How Biodiversity Could Affect Your Business
A clear understanding of the relationship between nature and biodiversity is a crucial first step for any business to develop credible and strategic action. Acknowledging that these concepts are separate, yet related, has key implications for business:
Biodiversity is a measurable output
An abundance of biodiversity is an indicator of a healthy ecosystem, which offers value and resilience for business. We are all intrinsically dependent on ecosystems. The outputs or processes provided by nature directly or indirectly benefit humans or enhance social welfare. Examples include key services such as waste decomposition, crop pollination, flood control, water purification, and carbon sequestration—to name a few. The importance of ecosystem services to the global market is staggering, with the OECD estimating the economic worth at US$125-140 trillion per year, which translates to almost 1.5 times the size of the global GDP.

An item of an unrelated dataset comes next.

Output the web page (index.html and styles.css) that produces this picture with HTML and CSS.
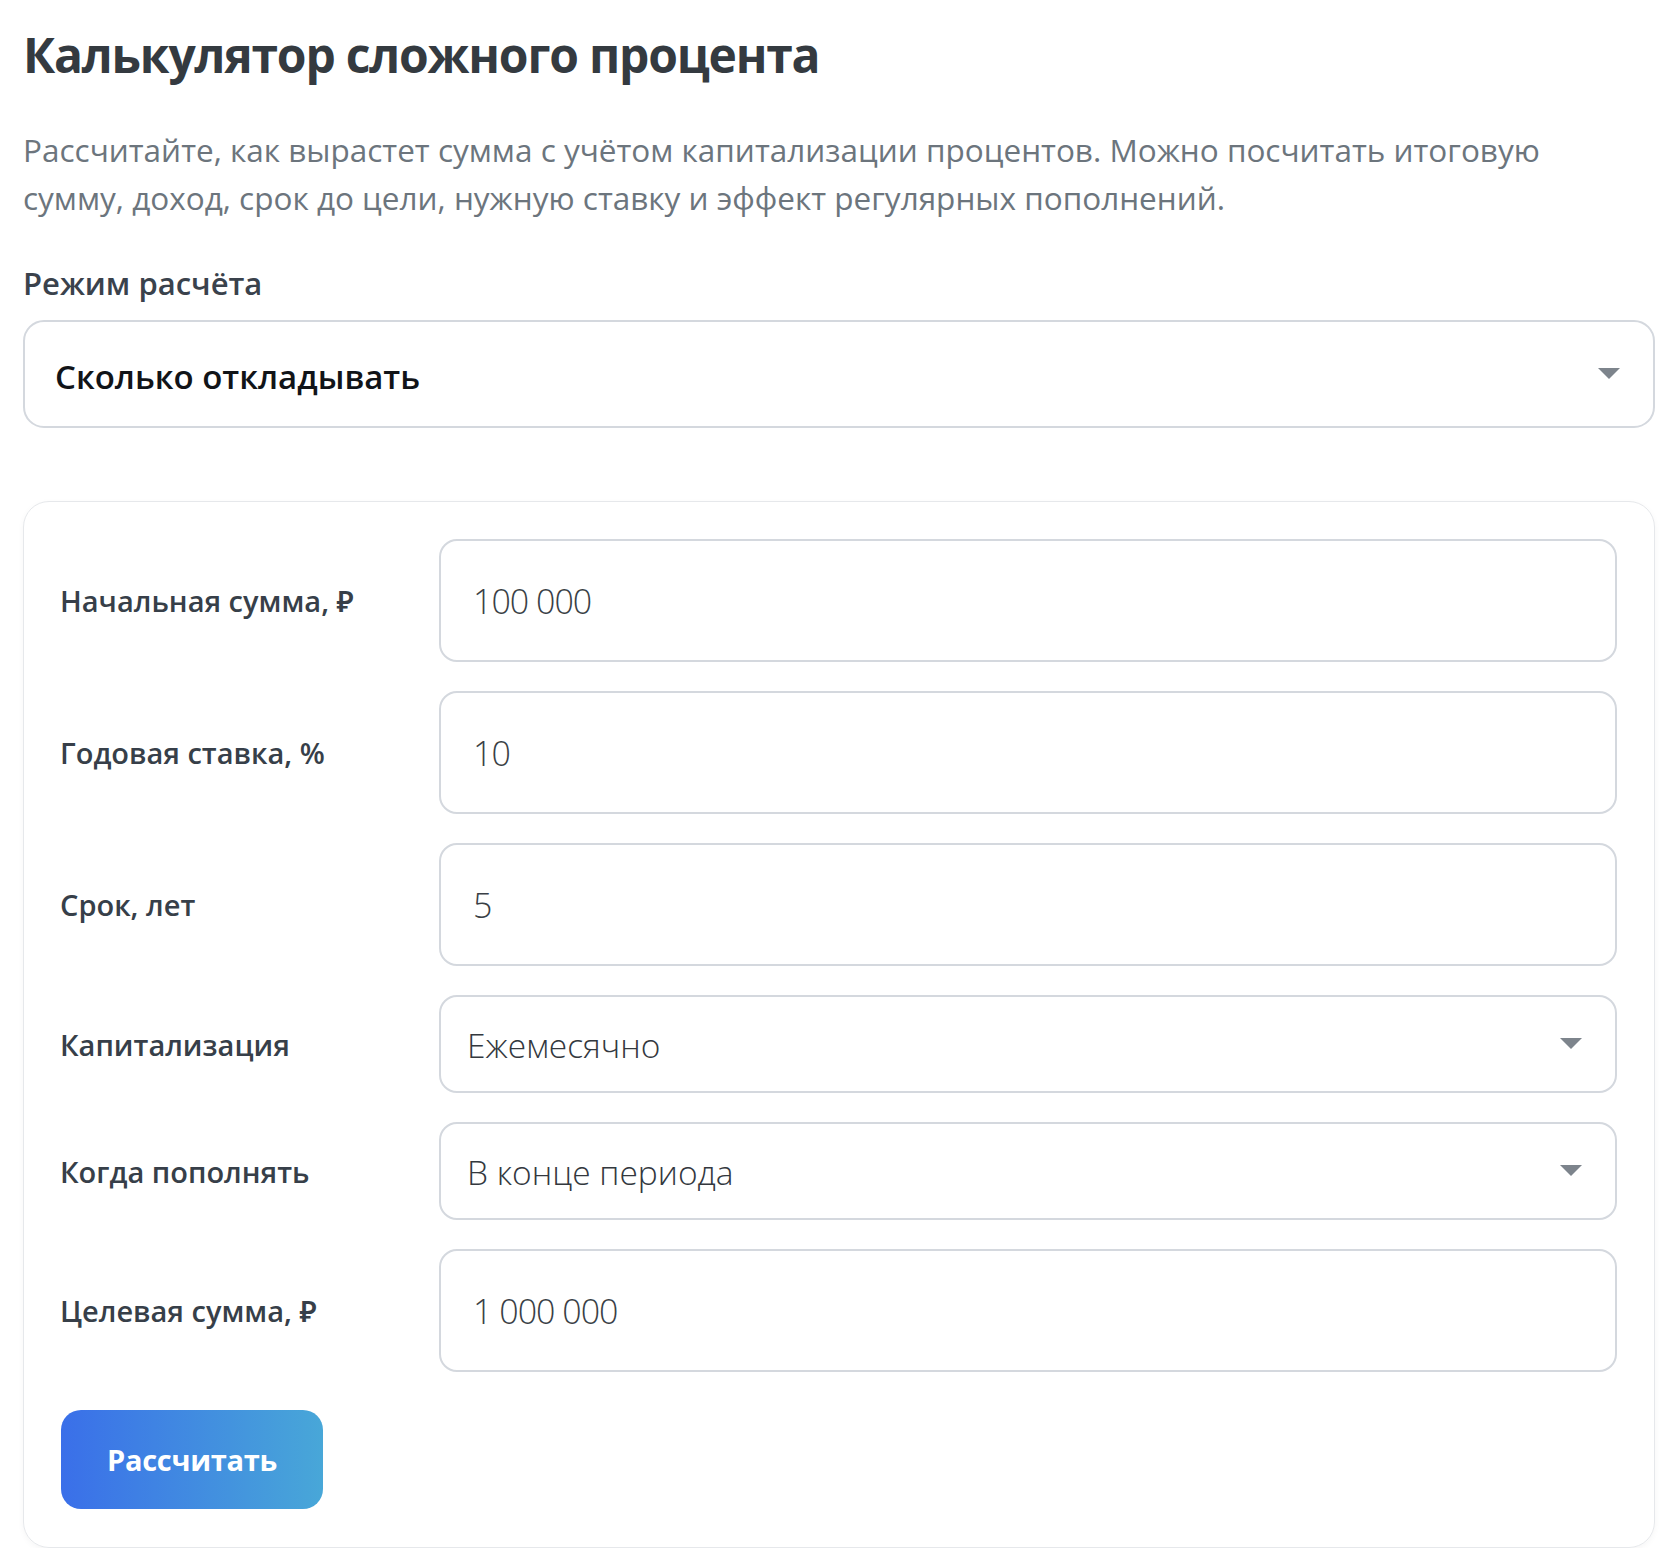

Businesses are dependent on nature, which goes beyond biodiversity gain and loss
Business operations that impact biodiversity have a direct effect on ecosystem health, often destabilizing landscapes of critical raw materials, and resulting in risk to the resilience of value chains. Instability is already present as a result of our current economic model, which treats biodiversity as an unlimited resource. This mindset has led to humans overusing Earth’s biocapacity by 56 percent, meaning we are overestimating nature’s ability to regenerate. The impact of biodiversity loss is such that IPBES (2020) estimates our current trajectory will undermine progress toward 80 percent of the SDGs, impacting the ability to meet goals addressing poverty, hunger, health, water, cities, climate, oceans, and land. How the corporate sector understands biodiversity and its impact on nature, and how this is factored into decision-making, will determine society’s ability to fulfill the 2030 Agenda.
The Benefits of Getting Biodiversity Right
It is paramount for companies to delineate the distinction between the two terms, understand and analyze the interrelation between their dependencies and impacts to nature broadly, and set the right level of ambition for their business. This will enable the creation of targeted, relevant policies and strategies with credible goals and metrics that create opportunities, minimize risk, and reduce costs.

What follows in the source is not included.